First dates are a lot of fun, and they should be. After all, you’re meeting and really getting to know a new person you think you might be interested in, and what’s not to like about that?
At the same time though, first dates can often be nerve wracking experiences. Fortunately, there are a number of things you can do to minimize that feeling of stark terror that can often accompany a first date. Here’s the short list:
Don’t Mention The Ex
This covers a lot of territory. You’re out on a date with this new person to get to know them, so don’t spend lots of time dwelling on, or talking about your ex. In the first place, the person you’re dating doesn’t want to get to know your ex. He or she isn’t present, so why is he in the conversation? In the second place, it sends a message to the person you’re on the date with that you’re not actually over your ex. After all, if you were, you wouldn’t be talking about him all the time, right? Just don’t do it.
The same is true of your dating history in general. The first date isn’t the time to give your dating biography and list everyone you’ve ever gone out with. It should also be off limits to ask your date about his/her ex and dating history. Sure, over the course of time, you’ll find out most of that stuff, but the first date isn’t that time. Save it for later.
Don’t Talk About Yourself
If you make you the center of the date, then your ex is going to start wondering why you didn’t just go out with yourself.
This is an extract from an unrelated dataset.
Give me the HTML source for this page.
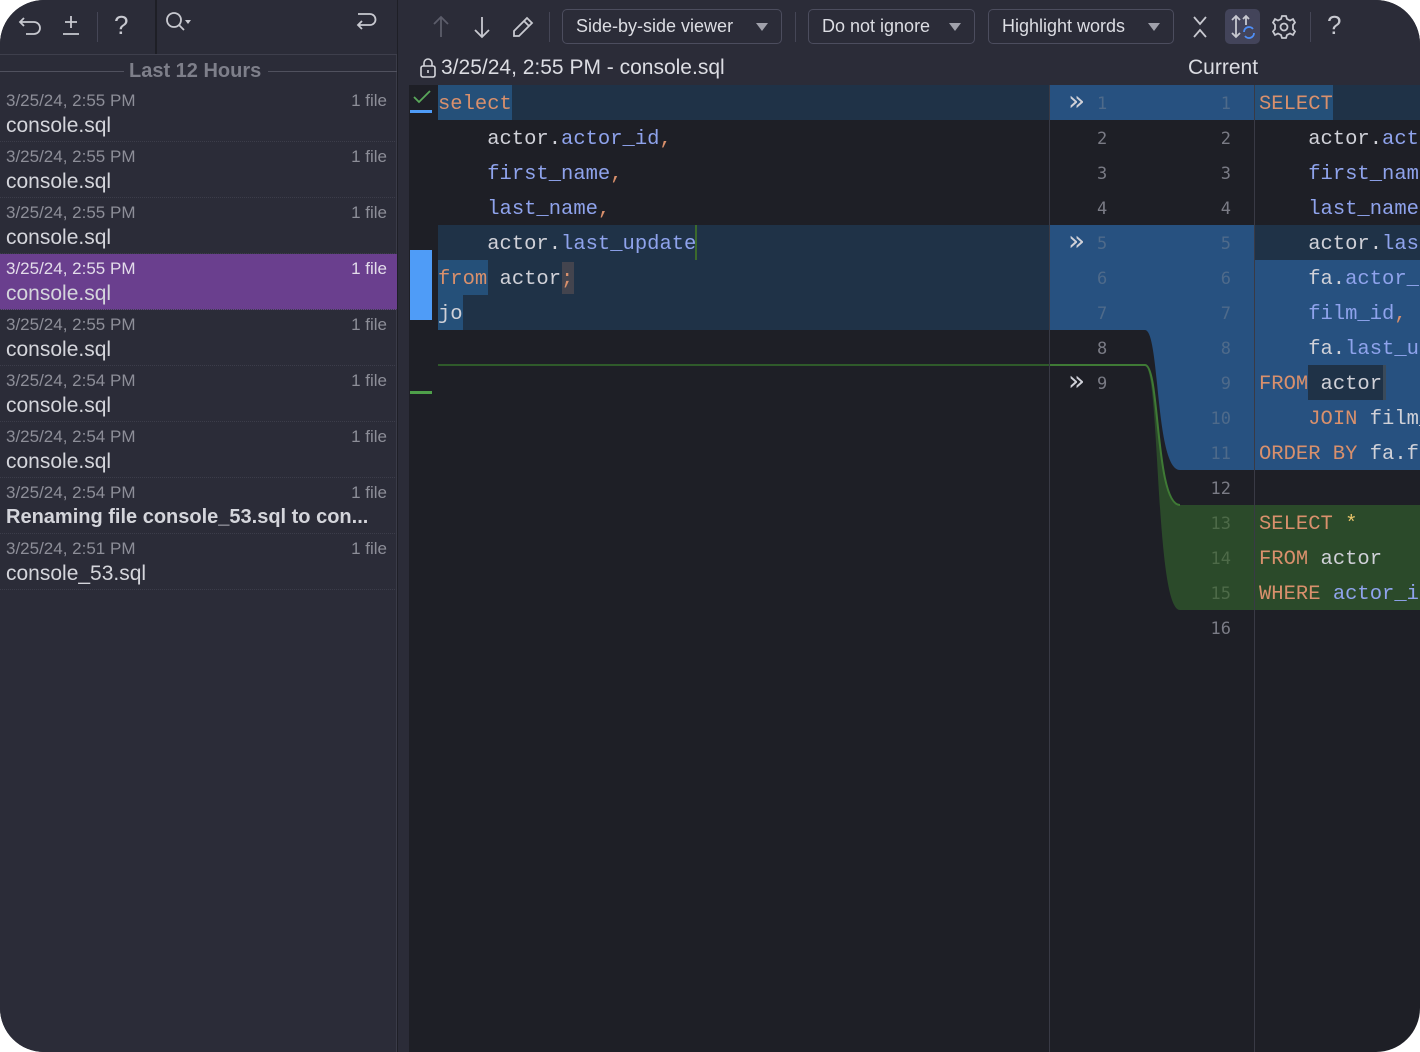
<!DOCTYPE html>
<html><head><meta charset="utf-8"><style>
*{margin:0;padding:0;box-sizing:border-box}
html,body{width:1420px;height:1052px;background:#fff;overflow:hidden}
#win{position:absolute;left:0;top:0;width:1420px;height:1052px;border-radius:44px;overflow:hidden;background:#1e1f26;font-family:"Liberation Sans",sans-serif}
.ab{position:absolute}
#left{left:0;top:0;width:397px;height:1052px;background:#2b2c38;border-right:1px solid #3a3b48}
.tb{color:#c8c9d0;font-size:24px}
.item{position:absolute;left:0;width:397px;height:56px;border-bottom:1px dotted #3c3d4a}
.item .d{position:absolute;left:6px;top:5px;font-size:17px;color:#8d8e98}
.item .f{position:absolute;right:10px;top:5px;font-size:17px;color:#8d8e98}
.item .n{position:absolute;left:6px;top:28px;font-size:21px;color:#d4d5db}
.sel{background:#6a3f8e}
.sel .d,.sel .f{color:#e3dcea}
#rtop{left:398px;top:0;width:1022px;height:85px;background:#2b2c38}
.btn{position:absolute;top:9px;height:35px;border:1px solid #4c4d5e;border-radius:5px;color:#dcdde3;font-size:18px;line-height:33px;padding-left:13px}
.btn:after{content:"";position:absolute;right:13px;top:13px;border-left:6px solid transparent;border-right:6px solid transparent;border-top:8px solid #a0a1ab}
.code{font-family:"Liberation Mono","DejaVu Sans Mono",monospace;font-size:20.5px;position:absolute;white-space:pre;line-height:35px;color:#d0d1d8}
.k{color:#d9906c}.v{color:#8fa3ec}.o{color:#d9906c}
.ln{position:absolute;font-family:"DejaVu Sans Mono",monospace;font-size:17px;color:#7a7b85;line-height:35px}
.dim{color:#4e6a8a}
.arr{position:absolute;left:1068px;font-size:28px;line-height:35px;color:#d0d1d8;font-family:"DejaVu Sans",sans-serif}
</style></head><body><div id="win">
<div id="left" class="ab">
 <div class="ab" style="left:0;top:54px;width:397px;height:1px;background:#3e3f4c"></div>
 <div class="ab" style="left:155px;top:0;width:242px;height:54px;background:#2b2c38;border-left:2px solid #1e1f26"></div>
 <svg class="ab" style="left:18px;top:12px" width="26" height="26" viewBox="0 0 26 26" fill="none" stroke="#c8c9d0" stroke-width="1.8"><path d="M6 6 L2 10 L6 14 M2 10 H16 A6 6 0 0 1 16 22 H8"/></svg>
 <svg class="ab" style="left:60px;top:12px" width="22" height="26" viewBox="0 0 22 26" fill="none" stroke="#c8c9d0" stroke-width="1.8"><path d="M11 4 V16 M5 10 H17 M3 22 H19"/></svg>
 <div class="ab" style="left:97px;top:12px;width:1px;height:30px;background:#454656"></div>
 <div class="ab tb" style="left:114px;top:10px;font-size:26px">?</div>
 <svg class="ab" style="left:164px;top:10px" width="30" height="26" viewBox="0 0 30 26" fill="none" stroke="#c8c9d0" stroke-width="1.8"><circle cx="10" cy="10" r="7"/><path d="M15 15 L20 20"/><path d="M21 10 L27 10 L24 14Z" fill="#c8c9d0" stroke="none"/></svg>
 <svg class="ab" style="left:354px;top:9px" width="26" height="26" viewBox="0 0 26 26" fill="none" stroke="#c8c9d0" stroke-width="1.8"><path d="M4 5 H16 A5.5 5.5 0 0 1 16 16 H4 M8 12 L4 16 L8 20"/></svg>
 <div class="ab" style="left:0;top:71px;width:124px;height:1px;background:#50515e"></div>
 <div class="ab" style="left:268px;top:71px;width:129px;height:1px;background:#50515e"></div>
 <div class="ab" style="left:129px;top:60px;font-size:20px;font-weight:bold;color:#7e7f8a">Last 12 Hours</div>
 <div class="item" style="top:86px"><span class="d">3/25/24, 2:55 PM</span><span class="f">1 file</span><span class="n">console.sql</span></div>
 <div class="item" style="top:142px"><span class="d">3/25/24, 2:55 PM</span><span class="f">1 file</span><span class="n">console.sql</span></div>
 <div class="item" style="top:198px"><span class="d">3/25/24, 2:55 PM</span><span class="f">1 file</span><span class="n">console.sql</span></div>
 <div class="item sel" style="top:254px"><span class="d">3/25/24, 2:55 PM</span><span class="f">1 file</span><span class="n">console.sql</span></div>
 <div class="item" style="top:310px"><span class="d">3/25/24, 2:55 PM</span><span class="f">1 file</span><span class="n">console.sql</span></div>
 <div class="item" style="top:366px"><span class="d">3/25/24, 2:54 PM</span><span class="f">1 file</span><span class="n">console.sql</span></div>
 <div class="item" style="top:422px"><span class="d">3/25/24, 2:54 PM</span><span class="f">1 file</span><span class="n">console.sql</span></div>
 <div class="item" style="top:478px"><span class="d">3/25/24, 2:54 PM</span><span class="f">1 file</span><span class="n" style="font-weight:bold;font-size:20px">Renaming file console_53.sql to con...</span></div>
 <div class="item" style="top:534px"><span class="d">3/25/24, 2:51 PM</span><span class="f">1 file</span><span class="n">console_53.sql</span></div>
</div>

<div id="rtop" class="ab">
 <svg class="ab" style="left:30px;top:14px" width="26" height="26" viewBox="0 0 26 26" fill="none" stroke="#5c5d6a" stroke-width="1.8"><path d="M13 3 V23 M6 10 L13 3 L20 10"/></svg>
 <svg class="ab" style="left:71px;top:14px" width="26" height="26" viewBox="0 0 26 26" fill="none" stroke="#c8c9d0" stroke-width="1.8"><path d="M13 3 V23 M6 16 L13 23 L20 16"/></svg>
 <svg class="ab" style="left:112px;top:14px" width="26" height="26" viewBox="0 0 26 26" fill="none" stroke="#c8c9d0" stroke-width="1.8"><path d="M17 4 L22 9 L9 22 L4 22 L4 17Z M14 7 L19 12"/></svg>
 <div class="ab" style="left:151px;top:12px;width:1px;height:30px;background:#454656"></div>
 <div class="btn" style="left:164px;width:220px">Side-by-side viewer</div>
 <div class="ab" style="left:397px;top:12px;width:1px;height:30px;background:#454656"></div>
 <div class="btn" style="left:410px;width:167px">Do not ignore</div>
 <div class="btn" style="left:590px;width:186px">Highlight words</div>
 <svg class="ab" style="left:792px;top:14px" width="20" height="26" viewBox="0 0 20 26" fill="none" stroke="#c8c9d0" stroke-width="1.8"><path d="M4 3 L10 10 L16 3 M4 23 L10 16 L16 23"/></svg>
 <div class="ab" style="left:827px;top:9px;width:35px;height:35px;background:#43445a;border-radius:5px"></div>
 <svg class="ab" style="left:831px;top:13px" width="28" height="28" viewBox="0 0 28 28" fill="none" stroke-width="1.8"><path d="M7 3 V24 M3 7 L7 3 L11 7 M3 20 L7 24 L11 20 M17 3 V12 M14 6 L17 3 L20 6" stroke="#c8c9d0"/><path d="M15 19 A5 5 0 0 1 24 16 M25 20 A5 5 0 0 1 16 23" stroke="#4f8ff7"/></svg>
 <svg class="ab" style="left:873px;top:14px" width="26" height="26" viewBox="0 0 26 26" fill="none" stroke="#c8c9d0" stroke-width="1.8"><circle cx="13" cy="13" r="3.5"/><path d="M11 2 H15 L16 5 L19 6.5 L22 5 L24 8.5 L22 11 V15 L24 17.5 L22 21 L19 19.5 L16 21 L15 24 H11 L10 21 L7 19.5 L4 21 L2 17.5 L4 15 V11 L2 8.5 L4 5 L7 6.5 L10 5Z"/></svg>
 <div class="ab" style="left:912px;top:12px;width:1px;height:30px;background:#454656"></div>
 <div class="ab tb" style="left:929px;top:10px;font-size:26px">?</div>
 <svg class="ab" style="left:21px;top:57px" width="18" height="22" viewBox="0 0 18 22" fill="none" stroke="#d4d5db" stroke-width="1.6"><rect x="2" y="9" width="14" height="11" rx="2"/><path d="M5 9 V6 A4 4 0 0 1 13 6 V9 M9 13 V16"/></svg>
 <div class="ab" style="left:43px;top:56px;font-size:21px;color:#dcdde3">3/25/24, 2:55 PM - console.sql</div>
 <div class="ab" style="left:790px;top:56px;font-size:21px;color:#dcdde3">Current</div>
</div>

<div class="ab" style="left:398px;top:85px;width:11px;height:967px;background:#2b2c38"></div>
<div class="ab" style="left:438px;top:85px;width:611px;height:35px;background:#1f3247"></div>
<div class="ab" style="left:438px;top:85px;width:74px;height:35px;background:#255079"></div>
<div class="ab" style="left:438px;top:225px;width:611px;height:105px;background:#1f3247"></div>
<div class="ab" style="left:438px;top:260px;width:50px;height:35px;background:#255079"></div>
<div class="ab" style="left:438px;top:295px;width:25px;height:35px;background:#255079"></div>
<div class="ab" style="left:562px;top:262px;width:12px;height:32px;background:#43444e"></div>
<div class="ab" style="left:695px;top:225px;width:2px;height:35px;background:#3c6a2c"></div>
<div class="ab" style="left:438px;top:364px;width:611px;height:2px;background:#2f5a2a"></div>
<div class="ab" style="left:410px;top:110px;width:22px;height:3px;background:#4f9cf7"></div>
<div class="ab" style="left:410px;top:250px;width:22px;height:70px;background:#4f9cf7"></div>
<div class="ab" style="left:410px;top:391px;width:22px;height:3px;background:#4fa04a"></div>
<svg class="ab" style="left:412px;top:89px" width="20" height="16" viewBox="0 0 20 16" fill="none" stroke="#5aa85a" stroke-width="1.8"><path d="M2 8 L7 13 L18 2"/></svg>
<div class="code" style="left:438px;top:87px"><span class="k">select</span>
    actor.<span class="v">actor_id</span><span class="o">,</span>
    <span class="v">first_name</span><span class="o">,</span>
    <span class="v">last_name</span><span class="o">,</span>
    actor.<span class="v">last_update</span>
<span class="k">from</span> actor<span class="o">;</span>
jo</div>

<div class="ab" style="left:1049px;top:85px;width:1px;height:967px;background:#393a45"></div>
<div class="ab" style="left:1254px;top:85px;width:1px;height:967px;background:#393a45"></div>
<svg class="ab" style="left:1050px;top:85px" width="204" height="540" viewBox="0 0 204 540">
 <rect x="0" y="0" width="204" height="35" fill="#275180"/>
 <path d="M0 140 H204 V385 H130 C105 385 110 245 95 245 H0Z" fill="#275180"/>
 <path d="M0 279 H95 C110 279 105 420 130 420 H204 V525 H130 C105 525 110 281 95 281 H0Z" fill="#2b4a2a"/>
 <path d="M0 280 H95 C110 280 105 420 130 420" stroke="#3f7a35" stroke-width="2" fill="none"/>
</svg>
<div class="arr" style="top:83px">»</div>
<div class="arr" style="top:223px">»</div>
<div class="arr" style="top:363px">»</div>
<div class="ln" style="left:1097px;top:87px;text-align:right"><span class="dim">1</span><br>2<br>3<br>4<br><span class="dim">5<br>6<br>7</span><br>8<br>9</div>
<div class="ln" style="left:1207px;top:87px;text-align:right;width:24px"><span class="dim">1</span><br>2<br>3<br>4<br><span class="dim">5<br>6<br>7<br>8<br>9<br>10<br>11</span><br>12<br><span style="color:#4d6a48">13<br>14<br>15</span><br>16</div>

<div class="ab" style="left:1255px;top:85px;width:165px;height:35px;background:#1f3247"></div>
<div class="ab" style="left:1255px;top:85px;width:78px;height:35px;background:#255079"></div>
<div class="ab" style="left:1255px;top:225px;width:165px;height:35px;background:#1f3247"></div>
<div class="ab" style="left:1255px;top:260px;width:165px;height:210px;background:#275180"></div>
<div class="ab" style="left:1308px;top:365px;width:75px;height:35px;background:#1f3247"></div>
<div class="ab" style="left:1383px;top:365px;width:3px;height:35px;background:#3a4a5a"></div>
<div class="ab" style="left:1255px;top:505px;width:165px;height:105px;background:#2b4a2a"></div>
<div class="code" style="left:1259px;top:87px"><span class="k">SELECT</span>
    actor.<span class="v">actor_id</span>
    <span class="v">first_name</span>
    <span class="v">last_name</span>
    actor.<span class="v">last_update</span>
    fa.<span class="v">actor_id</span>
    <span class="v">film_id</span><span class="o">,</span>
    fa.<span class="v">last_update</span>
<span class="k">FROM</span> actor
    <span class="k">JOIN</span> film_actor
<span class="k">ORDER BY</span> fa.film_id

<span class="k">SELECT</span> <span style="color:#e8c46a">*</span>
<span class="k">FROM</span> actor
<span class="k">WHERE</span> <span class="v">actor_id</span></div>
</div></body></html>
Absolutely, you’re going to get asked questions about yourself because let’s face it – it’s the first date, and you two don’t really know each other that well. Answer the questions, but don’t make the conversation all about you. Ask questions of your own. Banter. Talk back and forth with each other. Show that you’re interested.
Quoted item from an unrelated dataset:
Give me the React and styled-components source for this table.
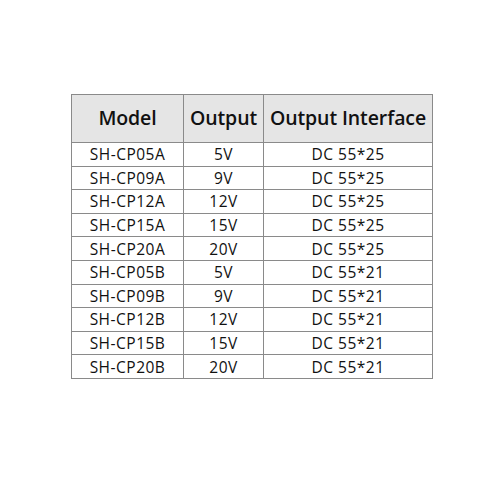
import React from 'react'
import styled, { createGlobalStyle } from 'styled-components'

const GlobalStyle = createGlobalStyle`
  html, body {
    margin: 0;
    padding: 0;
    background: #ffffff;
  }
  body {
    width: 500px;
    height: 500px;
    font-family: "Open Sans", "Noto Sans", sans-serif;
  }
`

const Page = styled.div`
  width: 500px;
  height: 500px;
  padding: 94px 0 0 71px;
  box-sizing: border-box;
`

const Table = styled.table`
  border-collapse: collapse;
  table-layout: fixed;
  width: 361px;
  color: #111111;
`

const HeadCell = styled.th`
  background: #e5e5e5;
  height: 44px;
  padding: 0 0 3px;
  border: 1px solid #8a8a8a;
  font-size: 19.5px;
  font-weight: 600;
  text-align: center;
  white-space: nowrap;
  letter-spacing: -0.1px;
`

const Cell = styled.td`
  height: 22.6px;
  padding: 0;
  border: 1px solid #8a8a8a;
  font-size: 15.5px;
  font-weight: 500;
  text-align: center;
  line-height: 22px;
  white-space: nowrap;
  letter-spacing: 0.5px;
`

const rows = [
  ['SH-CP05A', '5V', 'DC 55*25'],
  ['SH-CP09A', '9V', 'DC 55*25'],
  ['SH-CP12A', '12V', 'DC 55*25'],
  ['SH-CP15A', '15V', 'DC 55*25'],
  ['SH-CP20A', '20V', 'DC 55*25'],
  ['SH-CP05B', '5V', 'DC 55*21'],
  ['SH-CP09B', '9V', 'DC 55*21'],
  ['SH-CP12B', '12V', 'DC 55*21'],
  ['SH-CP15B', '15V', 'DC 55*21'],
  ['SH-CP20B', '20V', 'DC 55*21'],
]

export default function App() {
  return (
    <Page>
      <GlobalStyle />
      <Table>
        <colgroup>
          <col style={{ width: 112 }} />
          <col style={{ width: 80 }} />
          <col style={{ width: 169 }} />
        </colgroup>
        <thead>
          <tr>
            <HeadCell>Model</HeadCell>
            <HeadCell>Output</HeadCell>
            <HeadCell>Output Interface</HeadCell>
          </tr>
        </thead>
        <tbody>
          {rows.map(([model, out, iface]) => (
            <tr key={model}>
              <Cell>{model}</Cell>
              <Cell>{out}</Cell>
              <Cell>{iface}</Cell>
            </tr>
          ))}
        </tbody>
      </Table>
    </Page>
  )
}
Traditional dating conventions are that the guy pays for the date, but those conventions are under pressure these days, so don’t automatically assume he’s going to pay. Be ready to, or at least offer to leave a tip. The overwhelming majority of guys won’t take you up on your offer, but you should at least be prepared to ask.
Don’t Be Shy
This might be difficult if you actually are shy by nature, but look – the hard part’s over. You’re ON the date. Just relax and be you. You’ve got this.
Understand too, that the don’ts of a first date extend to the end of the date. Don’t assume there will be a goodnight kiss. If you’re a guy, don’t forget to see your date home safely, and after the date, don’t go all stalkerish on him or her. If the date was a success, you’ll both want to go out again, so there will be a second, and if the date was a disaster, well, at least now you know, and you didn’t lose anything more than a few hours of your time.
Relax. Enjoy the process of getting to know each other and most of all, have fun. That’s what it’s supposed to be all about, right?